A Vancouver woman has compensation but few answers after a flight from her hometown to Calgary ended in a checked bag left in tatters.
Casey Dubyk, 27, flew to Calgary from Vancouver International Airport on Sept. 26 for a work trip.
The marketing co-ordinator normally only takes a carry-on bag, but before she boarded, she was told the volume of liquids in her small duffel bag was too great. She checked it instead.
When she and her colleagues deplaned at Calgary International, her bag wasn’t there. An Air Canada rep told her it would come on the next flight and the airline would take down her info and deliver it to her hotel.
The bag was delivered. Sort of.
“I’m like, oh, wait, why can I see my highlighter-yellow sweater in a closed bag?” she recalled thinking as she gazed upon it.
The bag had a huge hole torn into it. The clothing and other items inside, including expensive cosmetics, were largely shredded to tatters as well. Dark marks were seen on many of the items.
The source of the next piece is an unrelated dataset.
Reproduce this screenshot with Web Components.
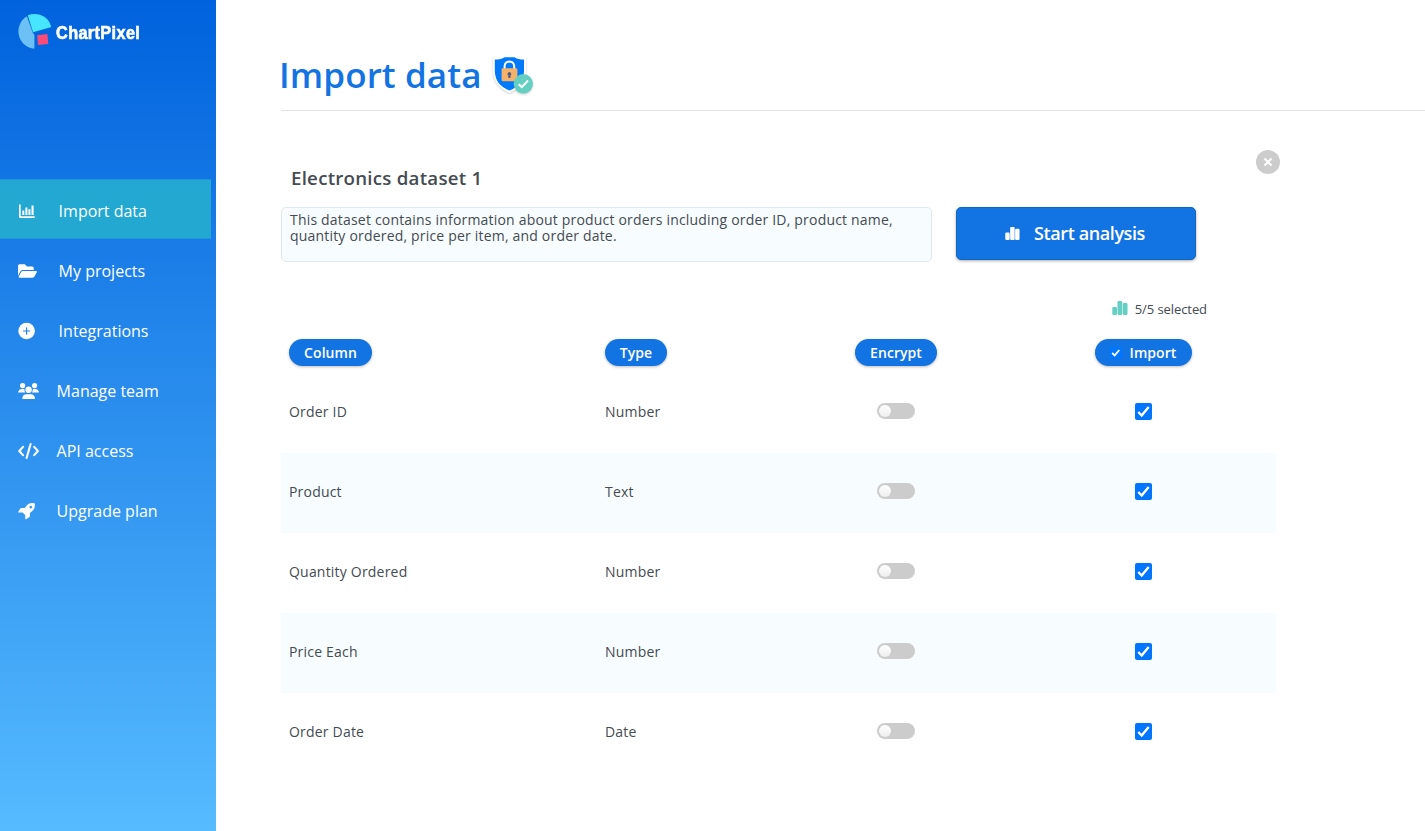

She estimates $1,100 worth of damage, in total, was done.
“The initial reaction was like, shell shock, laughing and then just crying.”
Passengers may be entitled to compensation
A marketing professional — ironically, for a travel company — Dubyk recorded her opening of the battered bags in a series of TikToks that have racked up hundreds of thousands of views.
She complained to Air Canada, which has since reimbursed her and given her a $300 credit.
She says she’s pleased the airline paid her back for the incident, but she still has no clear explanation as to what happened.
“There’s a couple people that I guess work in baggage service that commented on the TikTok and they said that it looks like it got caught in the belt conveyor and then it just [had] a friction burn,” Dubyk said.
She’s also upset that no one from the airline gave her any warning or update about the bag before delivering it in such a state to her hotel room.
Air Canada, in a statement, said it always strives to handle bags with care.
“The overwhelming majority of bags arrive as expected,” the statement said.
“Despite our best efforts, sometimes things don’t go quite as planned and baggage may regrettably sustain damage, which can occur as it goes through airport baggage systems.”
The Canadian Transportation Agency notes air passengers may be entitled to compensation of up to $2,300 if their bags are lost, damaged or delayed, and that it’s important to file a claim right away.
Dubyk says if anything, this experience has reinforced her preference to go with carry-on bags whenever possible.